Take every line from the listing below that includes "React" and copy it.

Stored data entries:
########

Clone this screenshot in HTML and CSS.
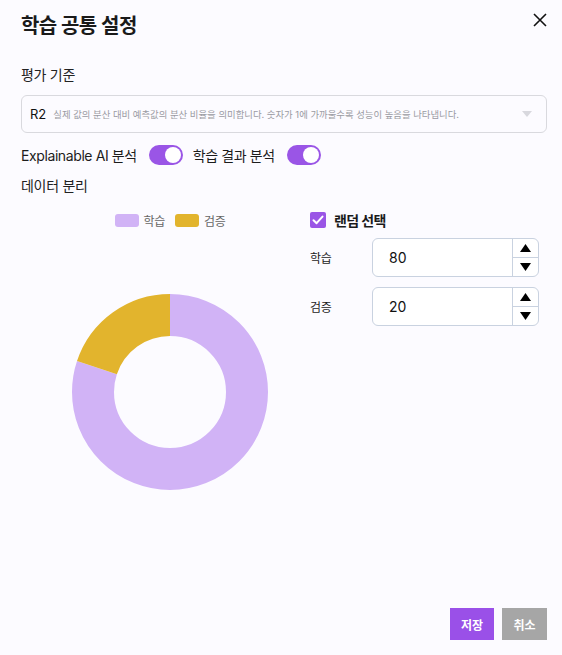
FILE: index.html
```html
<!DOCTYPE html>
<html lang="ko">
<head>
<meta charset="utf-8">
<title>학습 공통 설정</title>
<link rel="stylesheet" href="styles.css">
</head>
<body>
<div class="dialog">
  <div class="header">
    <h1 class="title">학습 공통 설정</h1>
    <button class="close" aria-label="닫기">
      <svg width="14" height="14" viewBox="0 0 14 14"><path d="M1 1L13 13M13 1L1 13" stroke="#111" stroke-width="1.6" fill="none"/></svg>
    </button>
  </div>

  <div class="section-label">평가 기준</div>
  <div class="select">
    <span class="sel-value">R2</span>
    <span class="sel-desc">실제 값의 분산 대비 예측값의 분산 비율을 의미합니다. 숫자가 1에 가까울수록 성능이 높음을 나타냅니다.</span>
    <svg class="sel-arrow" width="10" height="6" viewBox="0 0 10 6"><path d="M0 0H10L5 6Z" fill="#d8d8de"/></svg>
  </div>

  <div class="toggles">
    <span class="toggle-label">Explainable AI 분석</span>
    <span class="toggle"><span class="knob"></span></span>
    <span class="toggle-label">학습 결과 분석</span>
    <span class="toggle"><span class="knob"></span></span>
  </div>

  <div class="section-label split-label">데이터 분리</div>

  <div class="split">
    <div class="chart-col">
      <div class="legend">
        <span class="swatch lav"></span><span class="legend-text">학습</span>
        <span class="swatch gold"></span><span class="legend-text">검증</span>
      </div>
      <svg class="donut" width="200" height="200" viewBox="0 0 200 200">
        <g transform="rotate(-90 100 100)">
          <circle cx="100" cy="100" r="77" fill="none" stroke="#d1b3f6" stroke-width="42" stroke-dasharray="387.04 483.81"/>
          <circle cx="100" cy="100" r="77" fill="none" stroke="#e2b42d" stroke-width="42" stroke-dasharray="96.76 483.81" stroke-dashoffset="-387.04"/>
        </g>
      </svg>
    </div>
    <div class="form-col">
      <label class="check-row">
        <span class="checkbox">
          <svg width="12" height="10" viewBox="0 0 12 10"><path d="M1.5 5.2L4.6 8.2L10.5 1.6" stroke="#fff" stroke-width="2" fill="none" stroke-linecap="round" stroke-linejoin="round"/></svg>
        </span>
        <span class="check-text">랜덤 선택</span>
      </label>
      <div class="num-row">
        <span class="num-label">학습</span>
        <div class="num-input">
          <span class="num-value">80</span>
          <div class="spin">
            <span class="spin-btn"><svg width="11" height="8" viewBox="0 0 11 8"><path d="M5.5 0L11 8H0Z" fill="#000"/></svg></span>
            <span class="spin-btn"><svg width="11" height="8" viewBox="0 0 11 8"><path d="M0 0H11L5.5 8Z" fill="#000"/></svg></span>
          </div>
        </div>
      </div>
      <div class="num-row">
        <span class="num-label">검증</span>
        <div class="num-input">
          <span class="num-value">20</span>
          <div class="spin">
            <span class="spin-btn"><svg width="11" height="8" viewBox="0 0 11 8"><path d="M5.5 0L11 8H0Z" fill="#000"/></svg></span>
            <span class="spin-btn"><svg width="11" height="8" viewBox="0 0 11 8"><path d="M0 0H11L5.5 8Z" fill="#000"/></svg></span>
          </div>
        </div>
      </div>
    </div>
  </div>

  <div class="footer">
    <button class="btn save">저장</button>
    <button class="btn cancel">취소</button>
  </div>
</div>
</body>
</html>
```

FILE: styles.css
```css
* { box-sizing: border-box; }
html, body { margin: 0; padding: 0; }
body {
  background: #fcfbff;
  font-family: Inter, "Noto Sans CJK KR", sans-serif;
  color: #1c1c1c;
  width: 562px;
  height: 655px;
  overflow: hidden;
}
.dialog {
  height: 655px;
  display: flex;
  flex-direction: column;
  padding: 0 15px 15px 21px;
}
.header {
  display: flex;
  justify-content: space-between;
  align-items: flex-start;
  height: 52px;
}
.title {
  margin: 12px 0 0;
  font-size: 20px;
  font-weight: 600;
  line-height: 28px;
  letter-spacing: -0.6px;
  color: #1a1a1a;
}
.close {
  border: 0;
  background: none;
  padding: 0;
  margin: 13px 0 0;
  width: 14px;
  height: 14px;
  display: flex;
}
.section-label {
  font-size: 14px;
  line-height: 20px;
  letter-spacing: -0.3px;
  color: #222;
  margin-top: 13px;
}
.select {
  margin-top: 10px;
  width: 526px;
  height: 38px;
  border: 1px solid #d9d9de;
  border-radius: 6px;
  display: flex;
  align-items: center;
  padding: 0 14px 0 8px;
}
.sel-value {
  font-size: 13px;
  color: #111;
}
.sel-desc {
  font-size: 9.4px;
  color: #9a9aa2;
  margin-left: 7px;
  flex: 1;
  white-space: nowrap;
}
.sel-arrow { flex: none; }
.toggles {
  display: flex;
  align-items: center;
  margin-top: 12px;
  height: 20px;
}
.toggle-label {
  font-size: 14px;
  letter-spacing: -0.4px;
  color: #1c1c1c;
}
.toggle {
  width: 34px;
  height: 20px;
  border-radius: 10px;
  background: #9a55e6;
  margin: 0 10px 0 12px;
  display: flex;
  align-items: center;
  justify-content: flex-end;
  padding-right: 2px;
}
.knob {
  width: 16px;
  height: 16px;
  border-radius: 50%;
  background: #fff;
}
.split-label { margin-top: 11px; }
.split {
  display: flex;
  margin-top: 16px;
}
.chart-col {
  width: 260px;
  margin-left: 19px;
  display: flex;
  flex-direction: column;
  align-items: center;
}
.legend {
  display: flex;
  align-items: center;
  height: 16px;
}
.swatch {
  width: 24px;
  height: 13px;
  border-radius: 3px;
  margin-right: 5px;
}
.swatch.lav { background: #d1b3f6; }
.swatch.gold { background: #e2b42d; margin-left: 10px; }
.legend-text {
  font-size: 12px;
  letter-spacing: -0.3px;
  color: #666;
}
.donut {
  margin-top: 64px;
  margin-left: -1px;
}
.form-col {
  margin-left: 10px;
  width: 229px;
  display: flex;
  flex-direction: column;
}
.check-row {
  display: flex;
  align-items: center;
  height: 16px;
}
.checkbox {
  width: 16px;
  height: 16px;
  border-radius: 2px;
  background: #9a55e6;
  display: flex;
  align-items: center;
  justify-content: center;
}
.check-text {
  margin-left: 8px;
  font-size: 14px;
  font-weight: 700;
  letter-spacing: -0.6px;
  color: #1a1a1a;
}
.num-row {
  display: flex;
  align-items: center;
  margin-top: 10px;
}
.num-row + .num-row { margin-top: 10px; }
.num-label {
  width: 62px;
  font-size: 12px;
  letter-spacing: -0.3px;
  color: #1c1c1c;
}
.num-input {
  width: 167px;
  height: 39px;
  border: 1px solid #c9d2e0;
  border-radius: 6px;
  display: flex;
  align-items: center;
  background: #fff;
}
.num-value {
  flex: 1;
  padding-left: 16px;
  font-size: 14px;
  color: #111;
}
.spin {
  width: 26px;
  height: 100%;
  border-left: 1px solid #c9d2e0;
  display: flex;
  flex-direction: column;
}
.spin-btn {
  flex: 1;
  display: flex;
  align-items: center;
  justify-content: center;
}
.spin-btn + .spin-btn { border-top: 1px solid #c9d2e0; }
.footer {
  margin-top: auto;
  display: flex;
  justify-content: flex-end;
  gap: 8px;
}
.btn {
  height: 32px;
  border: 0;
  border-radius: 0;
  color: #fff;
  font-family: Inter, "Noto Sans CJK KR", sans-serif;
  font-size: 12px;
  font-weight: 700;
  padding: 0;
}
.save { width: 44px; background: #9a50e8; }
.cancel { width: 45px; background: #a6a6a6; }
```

########

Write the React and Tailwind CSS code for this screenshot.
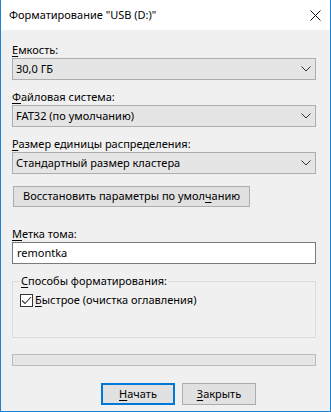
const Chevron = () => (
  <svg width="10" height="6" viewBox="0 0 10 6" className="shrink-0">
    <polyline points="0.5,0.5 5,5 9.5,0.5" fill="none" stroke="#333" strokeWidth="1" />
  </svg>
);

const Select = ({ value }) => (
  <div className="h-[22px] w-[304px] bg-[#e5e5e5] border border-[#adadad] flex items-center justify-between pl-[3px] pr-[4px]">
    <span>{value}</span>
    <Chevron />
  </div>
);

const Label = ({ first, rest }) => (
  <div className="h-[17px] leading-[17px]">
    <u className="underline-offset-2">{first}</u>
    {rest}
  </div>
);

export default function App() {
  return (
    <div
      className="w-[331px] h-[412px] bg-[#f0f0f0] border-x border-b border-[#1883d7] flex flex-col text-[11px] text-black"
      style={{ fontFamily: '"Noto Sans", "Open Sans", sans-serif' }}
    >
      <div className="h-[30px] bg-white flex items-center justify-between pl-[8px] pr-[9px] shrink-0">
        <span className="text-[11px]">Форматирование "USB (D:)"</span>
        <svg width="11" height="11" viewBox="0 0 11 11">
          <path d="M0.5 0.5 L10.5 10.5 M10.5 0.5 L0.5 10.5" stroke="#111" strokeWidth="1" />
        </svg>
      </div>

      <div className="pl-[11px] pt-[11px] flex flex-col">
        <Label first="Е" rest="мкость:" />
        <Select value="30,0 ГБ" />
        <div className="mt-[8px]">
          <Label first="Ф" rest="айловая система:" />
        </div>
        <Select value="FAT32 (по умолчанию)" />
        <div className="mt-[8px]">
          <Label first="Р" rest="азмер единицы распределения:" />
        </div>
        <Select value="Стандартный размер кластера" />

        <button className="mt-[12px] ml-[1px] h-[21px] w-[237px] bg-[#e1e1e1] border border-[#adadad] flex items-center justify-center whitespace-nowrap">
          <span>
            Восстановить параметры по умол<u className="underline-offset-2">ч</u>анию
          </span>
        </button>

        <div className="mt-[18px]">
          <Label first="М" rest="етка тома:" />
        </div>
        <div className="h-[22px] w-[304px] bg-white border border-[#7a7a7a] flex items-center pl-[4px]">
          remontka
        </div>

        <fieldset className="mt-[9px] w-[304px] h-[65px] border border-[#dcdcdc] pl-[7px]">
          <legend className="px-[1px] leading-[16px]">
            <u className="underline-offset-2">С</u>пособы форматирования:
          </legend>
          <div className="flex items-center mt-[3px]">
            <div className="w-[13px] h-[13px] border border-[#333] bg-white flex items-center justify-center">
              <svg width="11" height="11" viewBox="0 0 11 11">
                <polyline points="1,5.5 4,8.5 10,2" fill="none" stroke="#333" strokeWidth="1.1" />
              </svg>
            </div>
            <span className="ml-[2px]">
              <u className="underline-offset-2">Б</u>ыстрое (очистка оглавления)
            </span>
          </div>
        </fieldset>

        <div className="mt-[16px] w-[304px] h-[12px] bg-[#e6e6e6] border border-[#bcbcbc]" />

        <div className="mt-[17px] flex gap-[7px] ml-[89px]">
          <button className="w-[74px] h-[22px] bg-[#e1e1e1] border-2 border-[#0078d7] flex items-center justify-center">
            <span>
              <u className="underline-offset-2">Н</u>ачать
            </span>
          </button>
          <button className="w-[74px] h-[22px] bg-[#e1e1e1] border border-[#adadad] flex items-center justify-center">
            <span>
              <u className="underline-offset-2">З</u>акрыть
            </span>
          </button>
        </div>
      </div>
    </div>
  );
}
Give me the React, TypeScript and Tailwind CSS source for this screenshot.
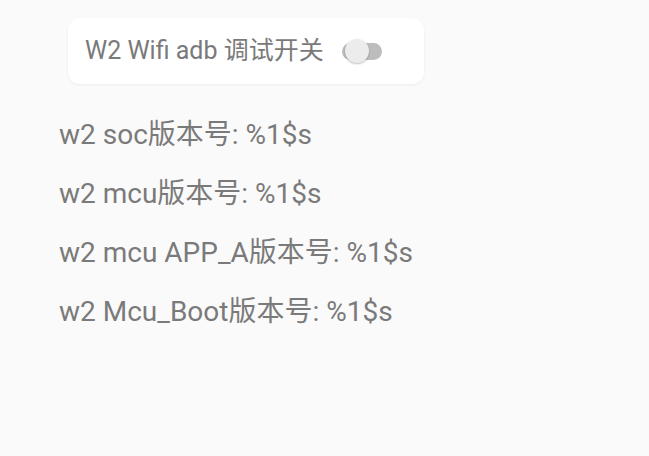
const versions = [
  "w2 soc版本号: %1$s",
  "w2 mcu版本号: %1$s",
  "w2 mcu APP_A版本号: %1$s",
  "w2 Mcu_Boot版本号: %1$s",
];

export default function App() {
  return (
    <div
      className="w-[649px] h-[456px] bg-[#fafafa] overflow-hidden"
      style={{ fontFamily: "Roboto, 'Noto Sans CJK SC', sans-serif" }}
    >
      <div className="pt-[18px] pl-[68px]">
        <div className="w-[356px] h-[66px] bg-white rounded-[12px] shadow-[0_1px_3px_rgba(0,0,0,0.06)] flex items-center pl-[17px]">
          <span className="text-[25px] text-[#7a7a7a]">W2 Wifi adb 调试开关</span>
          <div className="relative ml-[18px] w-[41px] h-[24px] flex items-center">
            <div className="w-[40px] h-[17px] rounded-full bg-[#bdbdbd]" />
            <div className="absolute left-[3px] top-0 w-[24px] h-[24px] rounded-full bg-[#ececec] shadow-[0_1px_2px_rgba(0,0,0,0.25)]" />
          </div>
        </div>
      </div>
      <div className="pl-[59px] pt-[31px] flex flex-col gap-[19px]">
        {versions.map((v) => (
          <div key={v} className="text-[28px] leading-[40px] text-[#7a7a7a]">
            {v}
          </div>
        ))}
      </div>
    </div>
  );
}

########

• **Answer to this exercise**:
Write the React and Tailwind CSS code for this screenshot.
Give me the React, TypeScript and Tailwind CSS source for this screenshot.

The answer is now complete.